(Saved entries)
* * * * *
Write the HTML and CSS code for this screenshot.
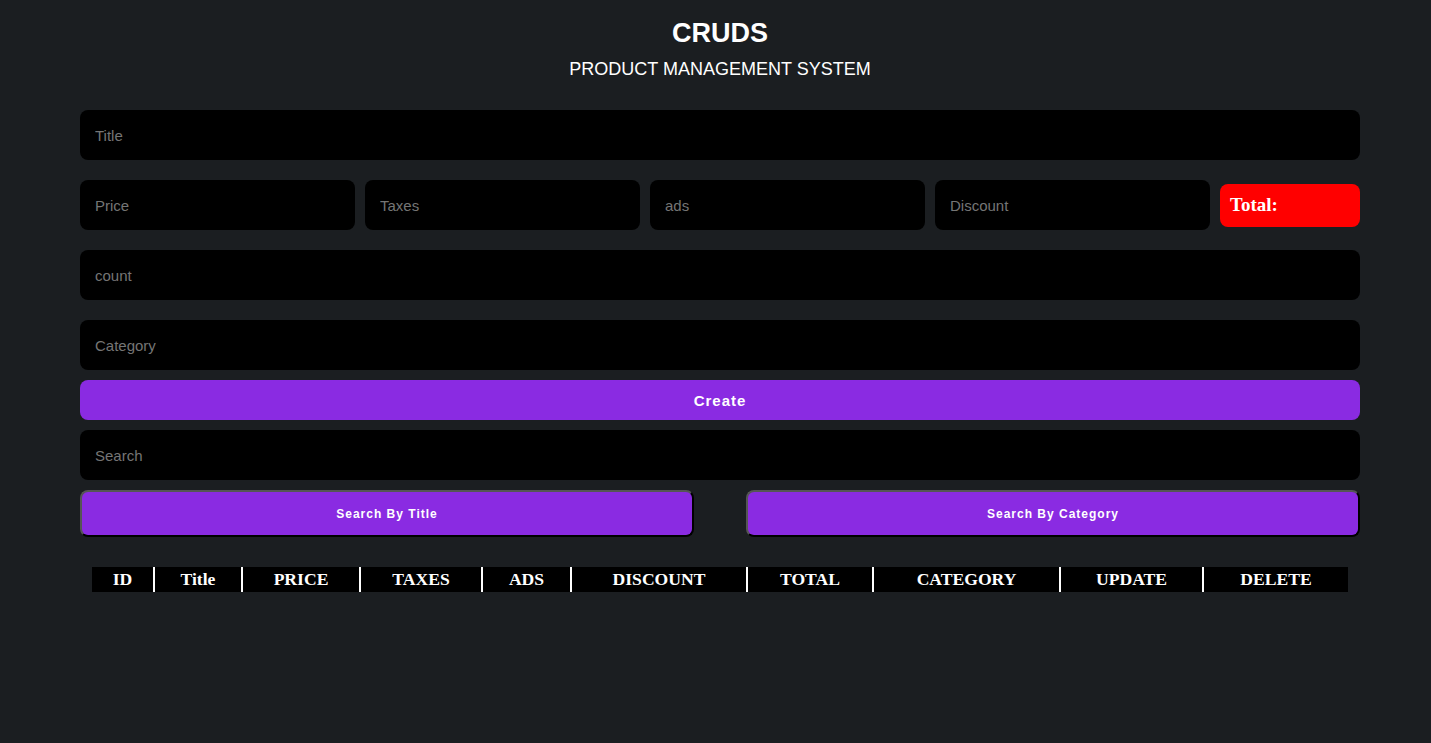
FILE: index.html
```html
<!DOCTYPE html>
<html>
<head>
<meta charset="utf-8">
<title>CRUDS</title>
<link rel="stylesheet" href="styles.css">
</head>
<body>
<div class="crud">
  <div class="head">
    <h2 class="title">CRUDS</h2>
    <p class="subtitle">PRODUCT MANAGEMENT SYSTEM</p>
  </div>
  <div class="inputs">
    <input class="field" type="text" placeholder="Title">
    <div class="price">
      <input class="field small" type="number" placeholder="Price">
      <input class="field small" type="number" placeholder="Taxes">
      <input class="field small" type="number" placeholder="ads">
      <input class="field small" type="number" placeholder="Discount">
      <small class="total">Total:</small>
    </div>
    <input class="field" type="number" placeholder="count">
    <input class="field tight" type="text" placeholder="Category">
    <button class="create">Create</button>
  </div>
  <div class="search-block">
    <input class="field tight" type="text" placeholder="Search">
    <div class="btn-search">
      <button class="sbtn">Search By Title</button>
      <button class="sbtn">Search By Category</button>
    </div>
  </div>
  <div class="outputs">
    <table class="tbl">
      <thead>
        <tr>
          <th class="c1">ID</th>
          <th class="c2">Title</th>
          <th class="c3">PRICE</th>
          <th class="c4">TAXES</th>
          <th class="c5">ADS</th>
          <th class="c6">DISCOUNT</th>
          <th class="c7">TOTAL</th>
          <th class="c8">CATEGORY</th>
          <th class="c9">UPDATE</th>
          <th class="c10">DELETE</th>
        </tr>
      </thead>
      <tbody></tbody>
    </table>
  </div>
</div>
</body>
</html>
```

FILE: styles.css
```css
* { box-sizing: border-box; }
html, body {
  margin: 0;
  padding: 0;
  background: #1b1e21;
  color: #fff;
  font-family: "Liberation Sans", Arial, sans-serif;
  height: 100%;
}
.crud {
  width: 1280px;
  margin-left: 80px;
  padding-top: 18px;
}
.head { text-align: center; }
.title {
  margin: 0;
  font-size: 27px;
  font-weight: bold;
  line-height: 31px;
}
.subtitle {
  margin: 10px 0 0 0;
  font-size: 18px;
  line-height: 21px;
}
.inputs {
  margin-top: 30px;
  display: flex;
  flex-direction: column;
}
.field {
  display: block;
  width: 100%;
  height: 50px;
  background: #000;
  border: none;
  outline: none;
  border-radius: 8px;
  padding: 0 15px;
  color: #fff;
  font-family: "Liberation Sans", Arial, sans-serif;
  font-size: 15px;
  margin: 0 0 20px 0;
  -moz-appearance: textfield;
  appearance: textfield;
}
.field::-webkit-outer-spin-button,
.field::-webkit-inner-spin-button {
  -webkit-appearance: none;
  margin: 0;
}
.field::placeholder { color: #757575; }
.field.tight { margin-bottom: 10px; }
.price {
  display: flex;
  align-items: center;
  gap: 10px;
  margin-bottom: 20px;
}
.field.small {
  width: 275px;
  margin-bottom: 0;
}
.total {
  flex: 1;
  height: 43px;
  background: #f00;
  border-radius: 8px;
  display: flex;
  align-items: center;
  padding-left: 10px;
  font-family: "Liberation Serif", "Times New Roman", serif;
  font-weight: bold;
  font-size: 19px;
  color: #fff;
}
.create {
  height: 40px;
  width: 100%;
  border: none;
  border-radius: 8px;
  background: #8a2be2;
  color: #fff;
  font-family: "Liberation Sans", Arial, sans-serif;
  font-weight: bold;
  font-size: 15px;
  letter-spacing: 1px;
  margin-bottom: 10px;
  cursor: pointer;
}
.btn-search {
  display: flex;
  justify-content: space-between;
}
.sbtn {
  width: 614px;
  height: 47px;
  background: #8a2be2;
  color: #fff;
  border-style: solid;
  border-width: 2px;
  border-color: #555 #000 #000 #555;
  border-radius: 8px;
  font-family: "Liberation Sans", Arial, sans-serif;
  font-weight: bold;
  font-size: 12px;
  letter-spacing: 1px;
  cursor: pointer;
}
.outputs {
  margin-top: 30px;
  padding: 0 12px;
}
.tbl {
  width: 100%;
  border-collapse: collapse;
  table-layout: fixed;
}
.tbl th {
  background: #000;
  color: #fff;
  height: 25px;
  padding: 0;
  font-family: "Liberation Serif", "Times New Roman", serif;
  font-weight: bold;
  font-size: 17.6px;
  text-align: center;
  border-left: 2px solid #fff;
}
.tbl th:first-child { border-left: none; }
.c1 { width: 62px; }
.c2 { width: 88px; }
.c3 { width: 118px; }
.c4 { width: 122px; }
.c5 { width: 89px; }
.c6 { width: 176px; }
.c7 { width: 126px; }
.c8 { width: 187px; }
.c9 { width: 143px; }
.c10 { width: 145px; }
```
* * * * *
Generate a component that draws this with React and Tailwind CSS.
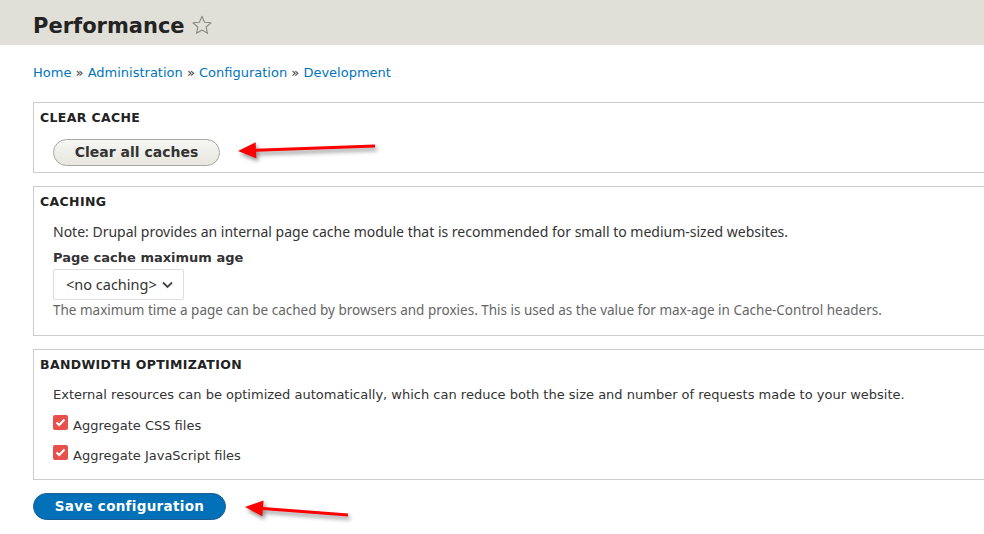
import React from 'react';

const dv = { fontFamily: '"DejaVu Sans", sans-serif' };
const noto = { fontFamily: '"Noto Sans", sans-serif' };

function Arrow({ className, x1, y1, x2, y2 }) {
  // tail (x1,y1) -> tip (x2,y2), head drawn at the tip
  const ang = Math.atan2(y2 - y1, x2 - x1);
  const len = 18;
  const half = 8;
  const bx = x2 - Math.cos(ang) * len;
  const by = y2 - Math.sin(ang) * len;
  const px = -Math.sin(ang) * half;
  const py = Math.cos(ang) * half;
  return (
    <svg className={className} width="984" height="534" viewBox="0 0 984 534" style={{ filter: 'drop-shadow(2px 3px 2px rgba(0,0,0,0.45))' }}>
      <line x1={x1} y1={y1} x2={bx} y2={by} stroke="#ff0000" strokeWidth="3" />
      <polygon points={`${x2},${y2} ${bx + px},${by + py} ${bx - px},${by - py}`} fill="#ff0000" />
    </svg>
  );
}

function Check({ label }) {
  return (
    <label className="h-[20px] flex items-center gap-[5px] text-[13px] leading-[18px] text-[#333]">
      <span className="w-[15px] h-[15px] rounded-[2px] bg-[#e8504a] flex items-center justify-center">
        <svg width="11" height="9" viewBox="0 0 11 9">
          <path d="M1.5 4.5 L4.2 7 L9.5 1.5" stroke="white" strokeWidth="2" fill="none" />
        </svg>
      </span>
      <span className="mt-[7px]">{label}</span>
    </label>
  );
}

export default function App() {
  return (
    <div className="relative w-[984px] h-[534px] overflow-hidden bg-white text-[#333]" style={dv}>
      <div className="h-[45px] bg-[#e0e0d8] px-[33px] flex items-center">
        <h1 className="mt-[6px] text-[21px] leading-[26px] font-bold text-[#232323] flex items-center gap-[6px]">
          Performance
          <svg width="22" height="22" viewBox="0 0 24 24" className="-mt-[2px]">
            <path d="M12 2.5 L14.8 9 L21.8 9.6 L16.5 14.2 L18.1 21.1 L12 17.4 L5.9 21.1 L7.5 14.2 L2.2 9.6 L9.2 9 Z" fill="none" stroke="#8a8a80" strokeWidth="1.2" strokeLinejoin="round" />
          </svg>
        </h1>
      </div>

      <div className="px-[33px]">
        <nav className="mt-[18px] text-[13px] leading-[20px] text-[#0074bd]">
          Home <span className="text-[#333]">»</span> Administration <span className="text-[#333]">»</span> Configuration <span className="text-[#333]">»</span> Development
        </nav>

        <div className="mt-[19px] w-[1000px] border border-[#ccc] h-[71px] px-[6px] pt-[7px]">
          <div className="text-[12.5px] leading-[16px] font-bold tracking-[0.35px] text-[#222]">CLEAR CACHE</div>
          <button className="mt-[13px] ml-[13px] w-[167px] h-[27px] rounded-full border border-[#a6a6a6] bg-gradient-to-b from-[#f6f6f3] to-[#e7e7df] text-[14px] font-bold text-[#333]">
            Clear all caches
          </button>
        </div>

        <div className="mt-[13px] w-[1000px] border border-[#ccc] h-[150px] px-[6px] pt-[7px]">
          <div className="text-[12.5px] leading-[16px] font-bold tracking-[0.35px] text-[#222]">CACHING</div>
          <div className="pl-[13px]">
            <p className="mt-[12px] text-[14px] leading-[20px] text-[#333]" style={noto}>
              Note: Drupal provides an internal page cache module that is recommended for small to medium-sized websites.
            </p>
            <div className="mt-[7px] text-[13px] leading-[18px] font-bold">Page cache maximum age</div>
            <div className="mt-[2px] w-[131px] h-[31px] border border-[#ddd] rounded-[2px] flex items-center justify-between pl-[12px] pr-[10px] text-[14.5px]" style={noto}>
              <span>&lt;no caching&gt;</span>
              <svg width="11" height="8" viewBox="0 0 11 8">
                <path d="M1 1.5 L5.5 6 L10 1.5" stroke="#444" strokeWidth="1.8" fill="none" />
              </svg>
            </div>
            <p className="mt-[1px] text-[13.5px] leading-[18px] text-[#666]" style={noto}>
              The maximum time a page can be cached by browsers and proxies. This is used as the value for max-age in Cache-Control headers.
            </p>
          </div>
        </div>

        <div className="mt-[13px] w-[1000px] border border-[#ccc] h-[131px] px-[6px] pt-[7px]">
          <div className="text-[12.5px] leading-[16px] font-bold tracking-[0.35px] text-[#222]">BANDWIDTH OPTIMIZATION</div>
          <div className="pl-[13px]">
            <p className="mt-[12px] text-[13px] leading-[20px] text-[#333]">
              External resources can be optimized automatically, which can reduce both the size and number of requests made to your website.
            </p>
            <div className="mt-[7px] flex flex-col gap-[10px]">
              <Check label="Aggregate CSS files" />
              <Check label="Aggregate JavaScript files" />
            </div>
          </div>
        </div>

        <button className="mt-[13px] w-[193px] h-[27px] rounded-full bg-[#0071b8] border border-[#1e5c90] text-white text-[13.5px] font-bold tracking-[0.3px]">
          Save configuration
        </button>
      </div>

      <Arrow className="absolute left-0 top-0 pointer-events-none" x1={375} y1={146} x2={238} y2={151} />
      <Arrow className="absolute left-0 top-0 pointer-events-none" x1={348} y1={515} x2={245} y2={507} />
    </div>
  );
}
* * * * *
◆ **WHAT YOU NEED TO DO**
Check each line above for the word "that", and copy the lines where it appears.

◆ **SOLUTION TO THIS TASK**
Generate a component that draws this with React and Tailwind CSS.
              Note: Drupal provides an internal page cache module that is recommended for small to medium-sized websites.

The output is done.